New Book Traces Guitar’s Origins Back to Iran

TEHRAN -- In a provocative new work, Guitar, Originally an Iranian Instrument, the musician and scholar Pedram Amini Abyaneh challenges the long-held Western-centric narrative of the guitar’s origins. 
With a scholarly rigor reminiscent of a historian uncovering a lost chapter, Amini situates the guitar not in medieval Europe or the Spanish Renaissance, but rather deep within the cradle of ancient Iranian civilization.
The book is less a casual treatise and more an excavation — a meticulous, document-supported endeavor to reclaim a cultural lineage often overshadowed by Eurocentric accounts. 
Contrary to popular belief, Amini argues, the guitar’s ancestry traces back to the East, with the oud, a pear-shaped stringed instrument historically associated with Persian and Arabic music, emerging as a direct progenitor.
What makes Guitar, Originally an Iranian Instrument especially compelling is its multidisciplinary approach. The narrative moves fluidly through musicology, history, and cultural studies, tracing the guitar’s evolution not as a single linear progression but as a rich, tangled tapestry of cross-cultural exchanges. 
Amini analyzes the structural elements of the six-string guitar, juxtaposing it with the oud’s tuning and range, thereby uncovering striking parallels that invite a reconsideration of the guitar’s heritage.
This reexamination resonates in a contemporary moment keenly aware of the dynamics of cultural appropriation and the politics of identity. By foregrounding Iran’s contribution to the guitar’s development, Amini amplifies the voices and histories often marginalized in global music histories.
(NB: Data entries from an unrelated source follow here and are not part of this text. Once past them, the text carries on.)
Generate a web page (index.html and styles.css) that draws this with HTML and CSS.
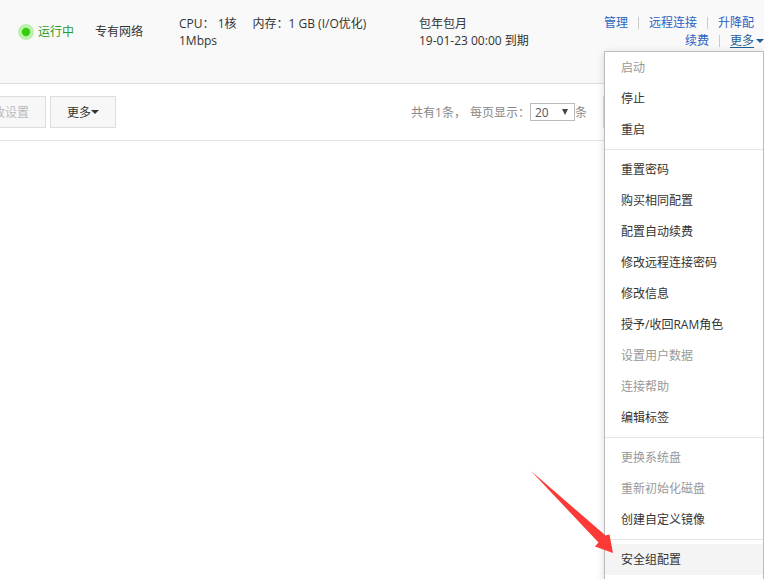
FILE: index.html
```html
<!DOCTYPE html>
<html lang="zh-CN">
<head>
<meta charset="utf-8">
<title>实例列表</title>
<link rel="stylesheet" href="styles.css">
</head>
<body>
<main class="page">
  <section class="instance">
    <div class="status">
      <svg class="status-dot" viewBox="0 0 16 16" aria-hidden="true"><circle cx="8" cy="8" r="8" fill="#bdf0b0"/><circle cx="8" cy="8" r="4.2" fill="#35cf0a"/></svg>
      <span>运行中</span>
    </div>
    <div class="network">专有网络</div>
    <div class="spec">
      <div class="spec-line"><span>CPU： 1核</span><span>内存：1 GB (I/O优化)</span></div>
      <div>1Mbps</div>
    </div>
    <div class="billing">
      <div>包年包月</div>
      <div>19-01-23 00:00 到期</div>
    </div>
    <nav class="actions">
      <div class="action-line">
        <a href="#">管理</a><span class="sep"></span><a href="#">远程连接</a><span class="sep"></span><a href="#">升降配</a>
      </div>
      <div class="action-line action-line-end">
        <a href="#">续费</a><span class="sep"></span><a class="more" href="#"><span class="more-text">更多</span><svg class="caret" viewBox="0 0 8 4" aria-hidden="true"><path d="M0 0h8L4 4z"/></svg></a>
      </div>
      <ul class="menu">
        <li><button class="item" disabled>启动</button></li>
        <li><button class="item">停止</button></li>
        <li><button class="item">重启</button></li>
        <li class="divider"></li>
        <li><button class="item">重置密码</button></li>
        <li><button class="item">购买相同配置</button></li>
        <li><button class="item">配置自动续费</button></li>
        <li><button class="item">修改远程连接密码</button></li>
        <li><button class="item">修改信息</button></li>
        <li><button class="item">授予/收回RAM角色</button></li>
        <li><button class="item" disabled>设置用户数据</button></li>
        <li><button class="item" disabled>连接帮助</button></li>
        <li><button class="item">编辑标签</button></li>
        <li class="divider"></li>
        <li><button class="item" disabled>更换系统盘</button></li>
        <li><button class="item" disabled>重新初始化磁盘</button></li>
        <li><button class="item">创建自定义镜像</button></li>
        <li class="divider"></li>
        <li class="pointed"><button class="item active">安全组配置</button>
          <svg class="arrow" viewBox="0 0 84 84" aria-hidden="true"><path d="M1 1L75.500 65.500L79.500 64.500L83 83L65 76.500L68.500 72.500Z" fill="#fb3a38"/></svg>
        </li>
      </ul>
    </nav>
  </section>
  <section class="toolbar">
    <button class="btn" disabled>改设置</button>
    <button class="btn">更多<svg class="caret" viewBox="0 0 8 4" aria-hidden="true"><path d="M0 0h8L4 4z"/></svg></button>
    <div class="pager">
      <span>共有1条，</span>
      <label class="pager-label" for="size">每页显示：</label>
      <span class="select-box"><select id="size"><option>20</option></select><svg viewBox="0 0 7 7" aria-hidden="true"><path d="M0 0h7L3.500 7z"/></svg></span>
      <span>条</span>
    </div>
    <button class="btn btn-page" aria-label="首页"></button>
  </section>
</main>
</body>
</html>
```
FILE: styles.css
```css
* { box-sizing: border-box; }

body {
  margin: 0;
  font: 12px/17px "Open Sans", "Noto Sans CJK SC", sans-serif;
  color: #333;
  background: #fff;
}

.page {
  height: 100vh;
  overflow: hidden;
}

a { color: #2a63c4; text-decoration: none; }

button, select { font: inherit; color: inherit; margin: 0; }

.instance {
  position: relative;
  display: grid;
  grid-template-columns: 77px 84px 240px 160px 1fr;
  min-height: 84px;
  padding: 15px 0 0 18px;
  background: #f9f9f9;
  border-bottom: 1px solid #ddd;
}

.status {
  display: flex;
  align-items: center;
  gap: 4px;
  height: 33px;
  color: #2a9a2a;
}

.status-dot { width: 16px; height: 16px; }

.network { line-height: 33px; }

.spec-line { display: flex; gap: 16px; }

.actions { line-height: 18px; margin-top: -1px; }

.action-line {
  display: flex;
  justify-content: flex-end;
  align-items: center;
  padding-right: 10px;
}

.action-line-end { padding-right: 0; }

.sep {
  width: 1px;
  height: 12px;
  margin: 0 10px;
  background: #ccc;
}

.more { display: flex; align-items: center; gap: 2px; color: #1f5f96; }

.more-text { text-decoration: underline; text-underline-offset: 2px; }

.caret { width: 8px; height: 4px; fill: currentColor; }

.menu {
  position: absolute;
  top: 51px;
  right: 0;
  z-index: 2;
  width: 160px;
  margin: 0;
  padding: 0 0 8px;
  list-style: none;
  background: #fff;
  border: 1px solid #bbb;
  box-shadow: 0 2px 8px rgba(0, 0, 0, 0.14);
}

.item {
  display: block;
  width: 100%;
  height: 31px;
  padding: 0 16px;
  border: 0;
  background: none;
  text-align: left;
}

.item:disabled { color: #999; }

.item.active { background: #f4f4f4; }

.divider { height: 1px; margin: 4px 0; background: #e5e5e5; }

.pointed { position: relative; }

.arrow {
  position: absolute;
  right: 149px;
  bottom: 21px;
  width: 84px;
  height: 84px;
}

.toolbar {
  display: flex;
  align-items: center;
  gap: 4px;
  height: 57px;
  margin-left: -24px;
  border-bottom: 1px solid #dde3e8;
}

.btn {
  display: flex;
  align-items: center;
  height: 32px;
  padding: 0 16px;
  border: 1px solid #ddd;
  background: #f7f7f7;
}

.btn:disabled { color: #bbb; }

.pager {
  display: flex;
  align-items: center;
  margin-left: auto;
  color: #888;
}

.pager-label { margin-left: 4px; }

.select-box { position: relative; display: flex; }

.select-box select {
  width: 45px;
  height: 18px;
  padding: 0 4px;
  border: 1px solid #bbb;
  border-radius: 0;
  background: #fff;
  color: #555;
  appearance: none;
}

.select-box svg {
  position: absolute;
  top: 6px;
  right: 7px;
  width: 6px;
  height: 6px;
  fill: #444;
}

.btn-page { width: 161px; margin-left: 12px; }
```
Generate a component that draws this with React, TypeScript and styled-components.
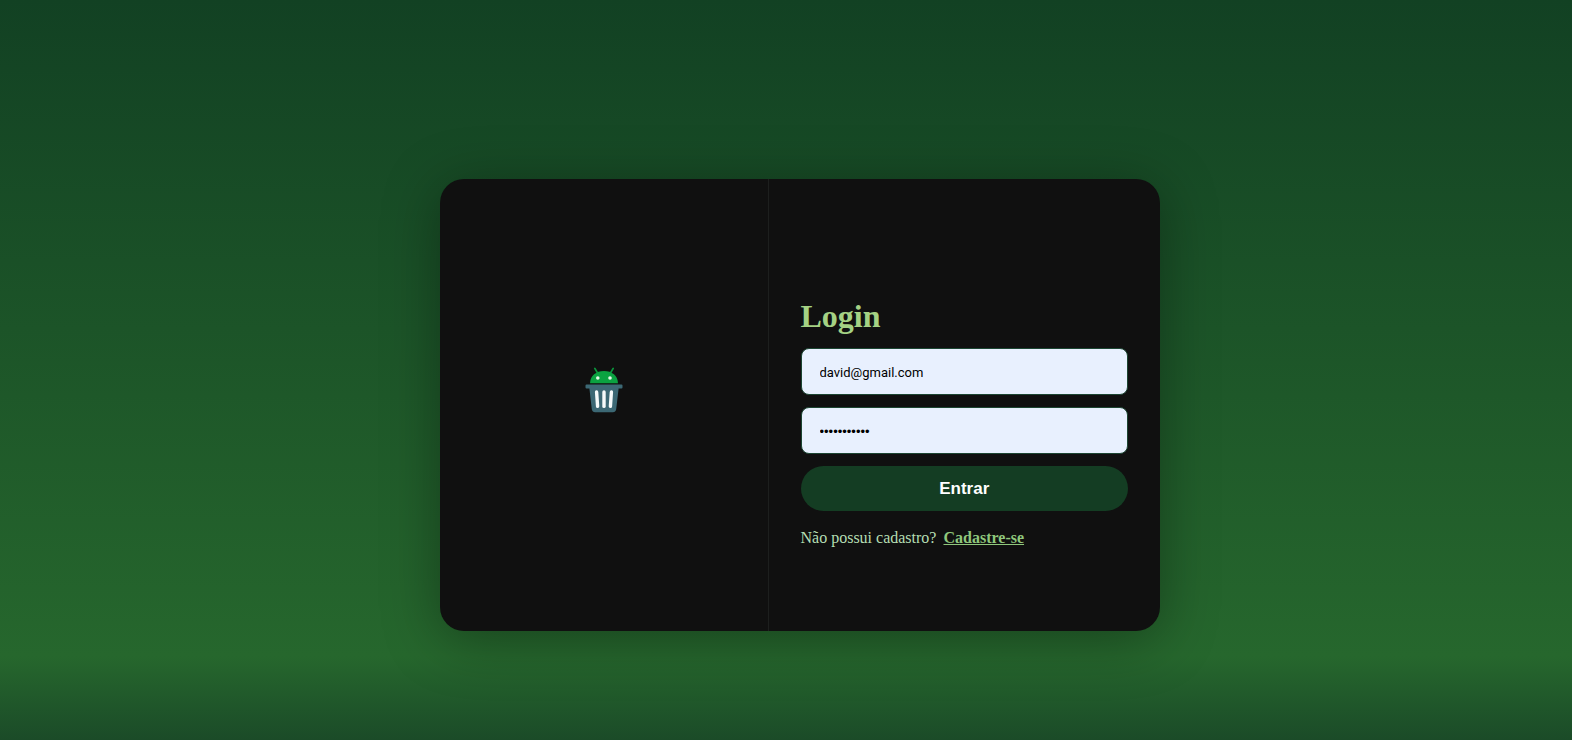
import React from "react";
import styled, { createGlobalStyle } from "styled-components";

const GlobalStyle = createGlobalStyle`
  *, *::before, *::after { box-sizing: border-box; }
  body {
    margin: 0;
    font-family: "Liberation Serif", "Times New Roman", serif;
    font-size: 16px;
    background: #1b4b28;
  }
`;

const Page = styled.main`
  min-height: 100vh;
  display: flex;
  align-items: center;
  justify-content: center;
  padding: 70px 0 0 28px;
  background: linear-gradient(to bottom, #124123 0, #26672d calc(100% - 84px), #1b4b28 100%);
`;

const Card = styled.section`
  display: flex;
  width: 100%;
  max-width: 720px;
  min-height: 452px;
  border-radius: 24px;
  background: #101010;
  box-shadow: 0 8px 56px rgba(0, 0, 0, 0.35);
  overflow: hidden;
`;

const BrandPanel = styled.div`
  flex: 1;
  display: flex;
  align-items: center;
  justify-content: center;
  padding-bottom: 30px;
  border-right: 1px solid #1d1f1e;
`;

const LoginForm = styled.form`
  flex: 1;
  display: flex;
  flex-direction: column;
  justify-content: center;
  gap: 12px;
  padding: 32px 32px 0;
`;

const Title = styled.h1`
  margin: 0;
  color: #a5d284;
  font-size: 32px;
  line-height: 40px;
`;

const Field = styled.input`
  width: 100%;
  height: 47px;
  padding: 2px 18px 0;
  border: 1px solid #1c4532;
  border-radius: 8px;
  background: #e8f0fe;
  color: #000;
  font-family: Roboto, "Liberation Sans", sans-serif;
  font-size: 13px;

  &[type="password"] {
    font-family: "Liberation Sans", Arial, sans-serif;
  }
`;

const SubmitButton = styled.button`
  height: 45px;
  padding: 2px 0 0;
  border: 0;
  border-radius: 24px;
  background: #143d23;
  color: #fff;
  font-family: "Liberation Sans", Arial, sans-serif;
  font-size: 17px;
  font-weight: 700;
  cursor: pointer;
`;

const SignUp = styled.p`
  display: flex;
  gap: 7px;
  margin: 6px 0 0;
  color: #b5dfb3;
  line-height: 18px;
`;

const SignUpLink = styled.a`
  color: #8fc77c;
  font-weight: 700;
`;

function TrashDroid() {
  return (
    <svg width="38" height="46" viewBox="0 0 38 46" role="img" aria-label="Logo">
      <g stroke="#0b963c" strokeWidth="1.8" strokeLinecap="round">
        <path d="M9.8 1.4 L12.8 6.4" />
        <path d="M28.2 1.4 L25.2 6.4" />
      </g>
      <path d="M5 16.2 C5.3 8.8 11 4.1 19 4.1 S32.7 8.8 33 16.2 Z" fill="#0ba241" />
      <circle cx="12.8" cy="11" r="1.8" fill="#e3f8e7" />
      <circle cx="25" cy="11" r="1.8" fill="#e3f8e7" />
      <path
        d="M1.5 17.4 H36.5 Q37.5 17.4 37.5 18.4 V20.4 Q37.5 21.4 36.5 21.4 H33.6 L31.2 42.2 Q30.7 45.2 27.8 45.2 H10.2 Q7.3 45.2 6.8 42.2 L4.4 21.4 H1.5 Q0.5 21.4 0.5 20.4 V18.4 Q0.5 17.4 1.5 17.4 Z"
        fill="#3c6874"
      />
      <g stroke="#f6fafa" strokeWidth="3.4" strokeLinecap="round">
        <path d="M11.6 25 L12.6 39.4" />
        <path d="M19 25 V39.4" />
        <path d="M26.4 25 L25.4 39.4" />
      </g>
    </svg>
  );
}

export default function App() {
  return (
    <>
      <GlobalStyle />
      <Page>
        <Card>
          <BrandPanel>
            <TrashDroid />
          </BrandPanel>
          <LoginForm onSubmit={(event: React.FormEvent) => event.preventDefault()}>
            <Title>Login</Title>
            <Field type="email" aria-label="E-mail" defaultValue="david@gmail.com" />
            <Field type="password" aria-label="Senha" defaultValue="abcdefghijk" />
            <SubmitButton type="submit">Entrar</SubmitButton>
            <SignUp>
              Não possui cadastro?
              <SignUpLink href="#cadastro">Cadastre-se</SignUpLink>
            </SignUp>
          </LoginForm>
        </Card>
      </Page>
    </>
  );
}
The book’s chapters unfold with a rhythmic precision: from the geographical and historical context of ancient Iran as a musical hub, to detailed comparative studies of stringed instruments across Eurasia, to reflections on the guitar’s place in modern popular culture. Amini’s prose is precise, often lyrical, and suffused with an evident reverence for the instrument’s rich past.